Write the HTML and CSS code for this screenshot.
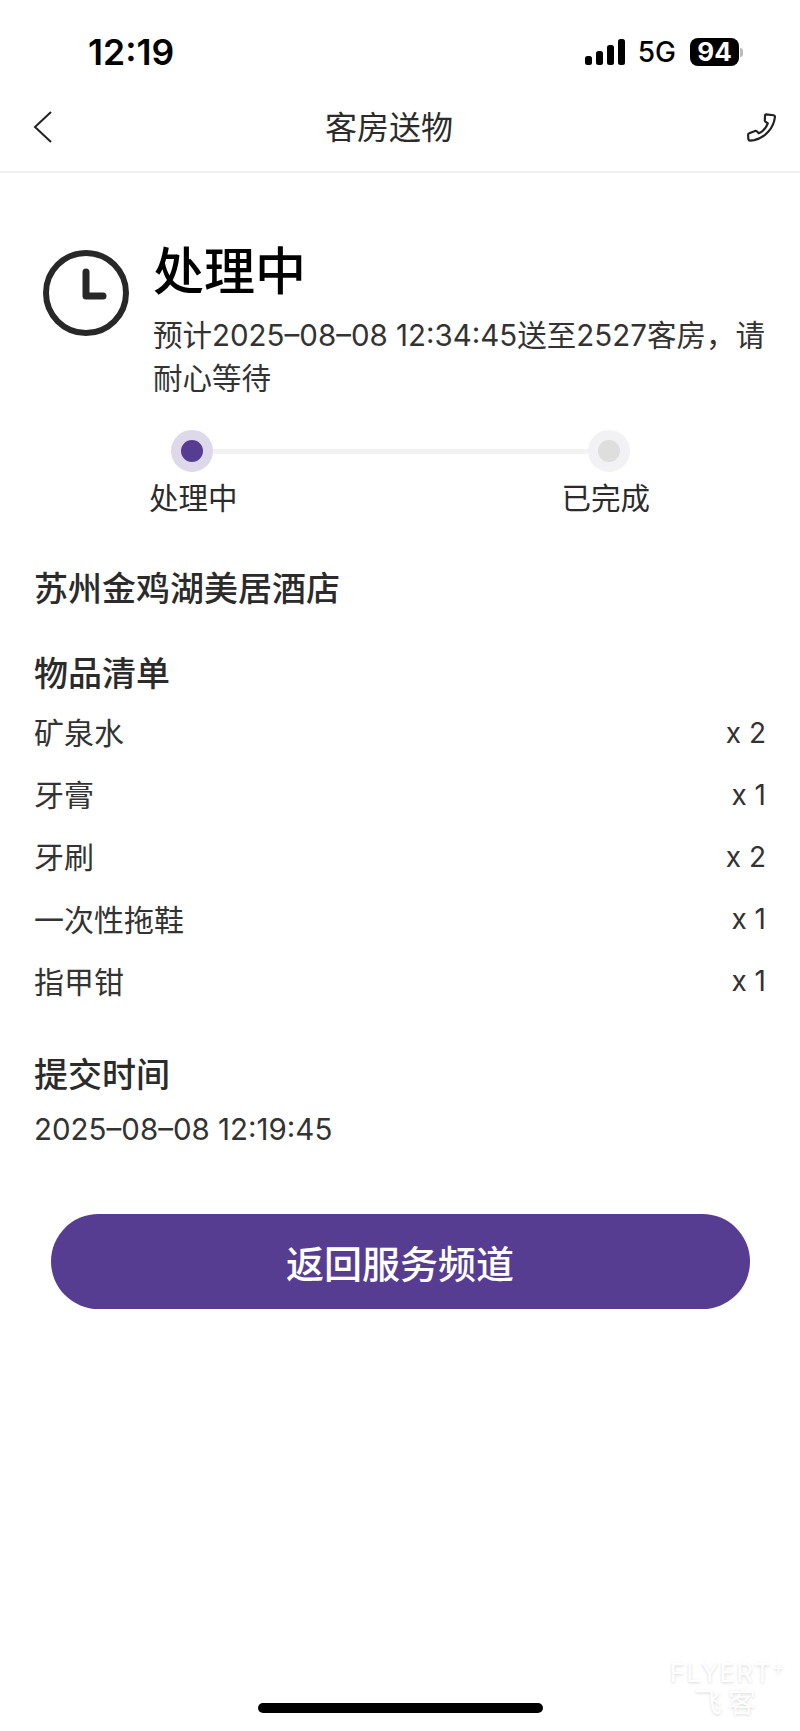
FILE: index.html
```html
<!DOCTYPE html>
<html lang="zh-CN">
<head>
  <meta charset="UTF-8" />
  <meta name="viewport" content="width=device-width, initial-scale=1.0"/>
  <title>客房送物</title>
  <link rel="stylesheet" href="styles.css">
</head>
<body>
  <div class="status-bar">
    <span class="status-time">12:19</span>
    <div class="status-right">
      <svg class="signal" width="40" height="26" viewBox="0 0 40 26">
        <rect x="0" y="17" width="7" height="9" rx="2.5"/>
        <rect x="11" y="12" width="7" height="14" rx="2.5"/>
        <rect x="22" y="6" width="7" height="20" rx="2.5"/>
        <rect x="33" y="0" width="7" height="26" rx="2.5"/>
      </svg>
      <span class="network">5G</span>
      <div class="battery">
        <span class="battery-level">94</span>
        <span class="battery-cap"></span>
      </div>
    </div>
  </div>

  <header class="nav">
    <svg class="nav-icon" width="20" height="32" viewBox="0 0 20 32">
      <path d="M18 1 L2 16 L18 31" fill="none" stroke="#222" stroke-width="2"/>
    </svg>
    <h1 class="nav-title">客房送物</h1>
    <svg class="nav-icon" width="29" height="30" viewBox="0 0 32 32">
      <path d="M21 2 L29.5 3 Q31 3.2 30.8 5 C29.5 17 20 28 8 30.5 L3.5 31 Q1.8 31 1.5 29.5 L1.2 24.5 Q1.2 23.2 2.4 22.8 L9 20.3 Q10 20 10.8 20.8 L13 23 C17.5 21 21 17 23 12 L20.3 10 Q19.4 9.3 19.7 8.3 L19.9 3 Q20 2 21 2 Z" fill="none" stroke="#222" stroke-width="2.4" stroke-linejoin="round"/>
    </svg>
  </header>

  <main class="content">
    <section class="state">
      <svg class="state-icon" width="86" height="86" viewBox="0 0 86 86">
        <circle cx="43" cy="43" r="40" fill="none" stroke="#282828" stroke-width="6"/>
        <path d="M43 22 V46 H60" fill="none" stroke="#282828" stroke-width="7" stroke-linecap="round" stroke-linejoin="round"/>
      </svg>
      <div class="state-text">
        <h2 class="state-title">处理中</h2>
        <p class="state-desc">预计2025–08–08 12:34:45送至2527客房，请耐心等待</p>
      </div>
    </section>

    <section class="steps">
      <div class="steps-track">
        <span class="step-dot step-dot-active"></span>
        <span class="step-line"></span>
        <span class="step-dot"></span>
      </div>
      <div class="steps-labels">
        <span>处理中</span>
        <span>已完成</span>
      </div>
    </section>

    <h3 class="heading hotel">苏州金鸡湖美居酒店</h3>

    <h3 class="heading list-heading">物品清单</h3>
    <ul class="items">
      <li class="item"><span>矿泉水</span><span class="item-qty">x 2</span></li>
      <li class="item"><span>牙膏</span><span class="item-qty">x 1</span></li>
      <li class="item"><span>牙刷</span><span class="item-qty">x 2</span></li>
      <li class="item"><span>一次性拖鞋</span><span class="item-qty">x 1</span></li>
      <li class="item"><span>指甲钳</span><span class="item-qty">x 1</span></li>
    </ul>

    <h3 class="heading time-heading">提交时间</h3>
    <p class="submit-time">2025–08–08 12:19:45</p>

    <button class="back-btn">返回服务频道</button>
  </main>

  <div class="watermark">
    <span class="watermark-en">FLYERT<span class="watermark-plus">+</span></span>
    <span class="watermark-cn">飞客</span>
  </div>
  <div class="home-bar"></div>
</body>
</html>
```

FILE: styles.css
```css
* {
  box-sizing: border-box;
}

html, body {
  height: 100%;
}

body {
  margin: 0;
  position: relative;
  display: flex;
  flex-direction: column;
  font-family: Inter, "Noto Sans CJK SC", sans-serif;
  background: #fff;
  color: #2b2b2b;
  overflow: hidden;
}

h1, h2, h3, p, ul {
  margin: 0;
  padding: 0;
}

/* status bar */
.status-bar {
  height: 90px;
  padding: 14px 57px 0 88px;
  display: flex;
  align-items: center;
  justify-content: space-between;
  color: #000;
}

.status-time {
  font-size: 35.5px;
  font-weight: 600;
}

.status-right {
  display: flex;
  align-items: center;
}

.signal {
  fill: #000;
  margin-right: 13px;
}

.network {
  font-size: 28px;
  font-weight: 500;
  margin-right: 14px;
}

.battery {
  display: flex;
  align-items: center;
}

.battery-level {
  width: 49px;
  height: 28px;
  border-radius: 8px;
  background: #000;
  color: #fff;
  font-size: 26px;
  font-weight: 700;
  line-height: 28px;
  text-align: center;
}

.battery-cap {
  width: 3px;
  height: 9px;
  margin-left: 1px;
  border-radius: 0 3px 3px 0;
  background: #bbb;
}

/* nav */
.nav {
  height: 83px;
  padding: 0 24px 12px 33px;
  display: flex;
  align-items: center;
  justify-content: space-between;
  border-bottom: 2px solid #f0f0f0;
}

.nav-icon {
  margin-top: 5px;
}

.nav-title {
  margin-right: 22px;
  font-size: 32px;
  font-weight: 400;
  color: #2b2b2b;
}

/* main content */
.content {
  padding: 66px 34px 0;
  display: flex;
  flex-direction: column;
}

.state {
  display: flex;
  align-items: flex-start;
  gap: 24px;
}

.state-icon {
  flex: none;
  margin: 11px 0 0 9px;
}

.state-title {
  font-size: 51px;
  line-height: 66px;
  font-weight: 500;
  color: #000;
}

.state-desc {
  margin-top: 9px;
  font-size: 29.5px;
  line-height: 43px;
  color: #333;
}

.steps {
  margin-top: 30px;
  padding: 0 116px 0 115px;
}

.steps-track {
  padding: 0 20px 0 22px;
  display: flex;
  align-items: center;
}

.step-dot {
  flex: none;
  width: 42px;
  height: 42px;
  border-radius: 50%;
  border: 10px solid #f2f2f4;
  background: #dedede;
}

.step-dot-active {
  border-color: #ddd8ea;
  background: #563d91;
}

.step-line {
  flex: 1;
  height: 5px;
  background: #f2f2f2;
}

.steps-labels {
  margin-top: 5px;
  display: flex;
  justify-content: space-between;
  font-size: 29.5px;
  line-height: 42px;
}

.heading {
  font-size: 34px;
  font-weight: 500;
  line-height: 46px;
  color: #2b2b2b;
}

.hotel {
  margin-top: 47px;
}

.list-heading {
  margin-top: 39px;
}

.items {
  list-style: none;
  margin-top: 3px;
}

.item {
  height: 62.2px;
  display: flex;
  align-items: center;
  justify-content: space-between;
  font-size: 30px;
  color: #333;
}

.item-qty {
  padding-top: 3px;
  font-size: 28px;
}

.time-heading {
  margin-top: 41px;
}

.submit-time {
  margin-top: 10px;
  font-size: 29.5px;
  line-height: 42px;
  color: #333;
}

.back-btn {
  align-self: center;
  width: 699px;
  height: 95px;
  margin-top: 64px;
  border: none;
  border-radius: 48px;
  background: #563d91;
  color: #fff;
  font-family: inherit;
  font-size: 38px;
  font-weight: 500;
}

/* overlays at the foot of the page */
.watermark {
  position: absolute;
  right: 14px;
  bottom: 12px;
  display: flex;
  flex-direction: column;
  align-items: center;
  color: #fff;
  text-shadow: 0 1px 3px rgba(0, 0, 0, 0.16);
}

.watermark-en {
  font-size: 26px;
  line-height: 28px;
  letter-spacing: 1px;
}

.watermark-plus {
  font-size: 20px;
  vertical-align: 8px;
}

.watermark-cn {
  font-size: 28px;
  line-height: 32px;
  letter-spacing: 6px;
}

.home-bar {
  position: absolute;
  left: 258px;
  bottom: 18px;
  width: 285px;
  height: 10px;
  border-radius: 5px;
  background: #000;
}
```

------------------------------------

• _Prompt_:
Set the data above down again exactly as given, with no pictures.

• _Solved problem_:
Write the HTML and CSS code for this screenshot.
FILE: index.html
```html
<!DOCTYPE html>
<html lang="zh-CN">
<head>
  <meta charset="UTF-8" />
  <meta name="viewport" content="width=device-width, initial-scale=1.0"/>
  <title>客房送物</title>
  <link rel="stylesheet" href="styles.css">
</head>
<body>
  <div class="status-bar">
    <span class="status-time">12:19</span>
    <div class="status-right">
      <svg class="signal" width="40" height="26" viewBox="0 0 40 26">
        <rect x="0" y="17" width="7" height="9" rx="2.5"/>
        <rect x="11" y="12" width="7" height="14" rx="2.5"/>
        <rect x="22" y="6" width="7" height="20" rx="2.5"/>
        <rect x="33" y="0" width="7" height="26" rx="2.5"/>
      </svg>
      <span class="network">5G</span>
      <div class="battery">
        <span class="battery-level">94</span>
        <span class="battery-cap"></span>
      </div>
    </div>
  </div>

  <header class="nav">
    <svg class="nav-icon" width="20" height="32" viewBox="0 0 20 32">
      <path d="M18 1 L2 16 L18 31" fill="none" stroke="#222" stroke-width="2"/>
    </svg>
    <h1 class="nav-title">客房送物</h1>
    <svg class="nav-icon" width="29" height="30" viewBox="0 0 32 32">
      <path d="M21 2 L29.5 3 Q31 3.2 30.8 5 C29.5 17 20 28 8 30.5 L3.5 31 Q1.8 31 1.5 29.5 L1.2 24.5 Q1.2 23.2 2.4 22.8 L9 20.3 Q10 20 10.8 20.8 L13 23 C17.5 21 21 17 23 12 L20.3 10 Q19.4 9.3 19.7 8.3 L19.9 3 Q20 2 21 2 Z" fill="none" stroke="#222" stroke-width="2.4" stroke-linejoin="round"/>
    </svg>
  </header>

  <main class="content">
    <section class="state">
      <svg class="state-icon" width="86" height="86" viewBox="0 0 86 86">
        <circle cx="43" cy="43" r="40" fill="none" stroke="#282828" stroke-width="6"/>
        <path d="M43 22 V46 H60" fill="none" stroke="#282828" stroke-width="7" stroke-linecap="round" stroke-linejoin="round"/>
      </svg>
      <div class="state-text">
        <h2 class="state-title">处理中</h2>
        <p class="state-desc">预计2025–08–08 12:34:45送至2527客房，请耐心等待</p>
      </div>
    </section>

    <section class="steps">
      <div class="steps-track">
        <span class="step-dot step-dot-active"></span>
        <span class="step-line"></span>
        <span class="step-dot"></span>
      </div>
      <div class="steps-labels">
        <span>处理中</span>
        <span>已完成</span>
      </div>
    </section>

    <h3 class="heading hotel">苏州金鸡湖美居酒店</h3>

    <h3 class="heading list-heading">物品清单</h3>
    <ul class="items">
      <li class="item"><span>矿泉水</span><span class="item-qty">x 2</span></li>
      <li class="item"><span>牙膏</span><span class="item-qty">x 1</span></li>
      <li class="item"><span>牙刷</span><span class="item-qty">x 2</span></li>
      <li class="item"><span>一次性拖鞋</span><span class="item-qty">x 1</span></li>
      <li class="item"><span>指甲钳</span><span class="item-qty">x 1</span></li>
    </ul>

    <h3 class="heading time-heading">提交时间</h3>
    <p class="submit-time">2025–08–08 12:19:45</p>

    <button class="back-btn">返回服务频道</button>
  </main>

  <div class="watermark">
    <span class="watermark-en">FLYERT<span class="watermark-plus">+</span></span>
    <span class="watermark-cn">飞客</span>
  </div>
  <div class="home-bar"></div>
</body>
</html>
```

FILE: styles.css
```css
* {
  box-sizing: border-box;
}

html, body {
  height: 100%;
}

body {
  margin: 0;
  position: relative;
  display: flex;
  flex-direction: column;
  font-family: Inter, "Noto Sans CJK SC", sans-serif;
  background: #fff;
  color: #2b2b2b;
  overflow: hidden;
}

h1, h2, h3, p, ul {
  margin: 0;
  padding: 0;
}

/* status bar */
.status-bar {
  height: 90px;
  padding: 14px 57px 0 88px;
  display: flex;
  align-items: center;
  justify-content: space-between;
  color: #000;
}

.status-time {
  font-size: 35.5px;
  font-weight: 600;
}

.status-right {
  display: flex;
  align-items: center;
}

.signal {
  fill: #000;
  margin-right: 13px;
}

.network {
  font-size: 28px;
  font-weight: 500;
  margin-right: 14px;
}

.battery {
  display: flex;
  align-items: center;
}

.battery-level {
  width: 49px;
  height: 28px;
  border-radius: 8px;
  background: #000;
  color: #fff;
  font-size: 26px;
  font-weight: 700;
  line-height: 28px;
  text-align: center;
}

.battery-cap {
  width: 3px;
  height: 9px;
  margin-left: 1px;
  border-radius: 0 3px 3px 0;
  background: #bbb;
}

/* nav */
.nav {
  height: 83px;
  padding: 0 24px 12px 33px;
  display: flex;
  align-items: center;
  justify-content: space-between;
  border-bottom: 2px solid #f0f0f0;
}

.nav-icon {
  margin-top: 5px;
}

.nav-title {
  margin-right: 22px;
  font-size: 32px;
  font-weight: 400;
  color: #2b2b2b;
}

/* main content */
.content {
  padding: 66px 34px 0;
  display: flex;
  flex-direction: column;
}

.state {
  display: flex;
  align-items: flex-start;
  gap: 24px;
}

.state-icon {
  flex: none;
  margin: 11px 0 0 9px;
}

.state-title {
  font-size: 51px;
  line-height: 66px;
  font-weight: 500;
  color: #000;
}

.state-desc {
  margin-top: 9px;
  font-size: 29.5px;
  line-height: 43px;
  color: #333;
}

.steps {
  margin-top: 30px;
  padding: 0 116px 0 115px;
}

.steps-track {
  padding: 0 20px 0 22px;
  display: flex;
  align-items: center;
}

.step-dot {
  flex: none;
  width: 42px;
  height: 42px;
  border-radius: 50%;
  border: 10px solid #f2f2f4;
  background: #dedede;
}

.step-dot-active {
  border-color: #ddd8ea;
  background: #563d91;
}

.step-line {
  flex: 1;
  height: 5px;
  background: #f2f2f2;
}

.steps-labels {
  margin-top: 5px;
  display: flex;
  justify-content: space-between;
  font-size: 29.5px;
  line-height: 42px;
}

.heading {
  font-size: 34px;
  font-weight: 500;
  line-height: 46px;
  color: #2b2b2b;
}

.hotel {
  margin-top: 47px;
}

.list-heading {
  margin-top: 39px;
}

.items {
  list-style: none;
  margin-top: 3px;
}

.item {
  height: 62.2px;
  display: flex;
  align-items: center;
  justify-content: space-between;
  font-size: 30px;
  color: #333;
}

.item-qty {
  padding-top: 3px;
  font-size: 28px;
}

.time-heading {
  margin-top: 41px;
}

.submit-time {
  margin-top: 10px;
  font-size: 29.5px;
  line-height: 42px;
  color: #333;
}

.back-btn {
  align-self: center;
  width: 699px;
  height: 95px;
  margin-top: 64px;
  border: none;
  border-radius: 48px;
  background: #563d91;
  color: #fff;
  font-family: inherit;
  font-size: 38px;
  font-weight: 500;
}

/* overlays at the foot of the page */
.watermark {
  position: absolute;
  right: 14px;
  bottom: 12px;
  display: flex;
  flex-direction: column;
  align-items: center;
  color: #fff;
  text-shadow: 0 1px 3px rgba(0, 0, 0, 0.16);
}

.watermark-en {
  font-size: 26px;
  line-height: 28px;
  letter-spacing: 1px;
}

.watermark-plus {
  font-size: 20px;
  vertical-align: 8px;
}

.watermark-cn {
  font-size: 28px;
  line-height: 32px;
  letter-spacing: 6px;
}

.home-bar {
  position: absolute;
  left: 258px;
  bottom: 18px;
  width: 285px;
  height: 10px;
  border-radius: 5px;
  background: #000;
}
```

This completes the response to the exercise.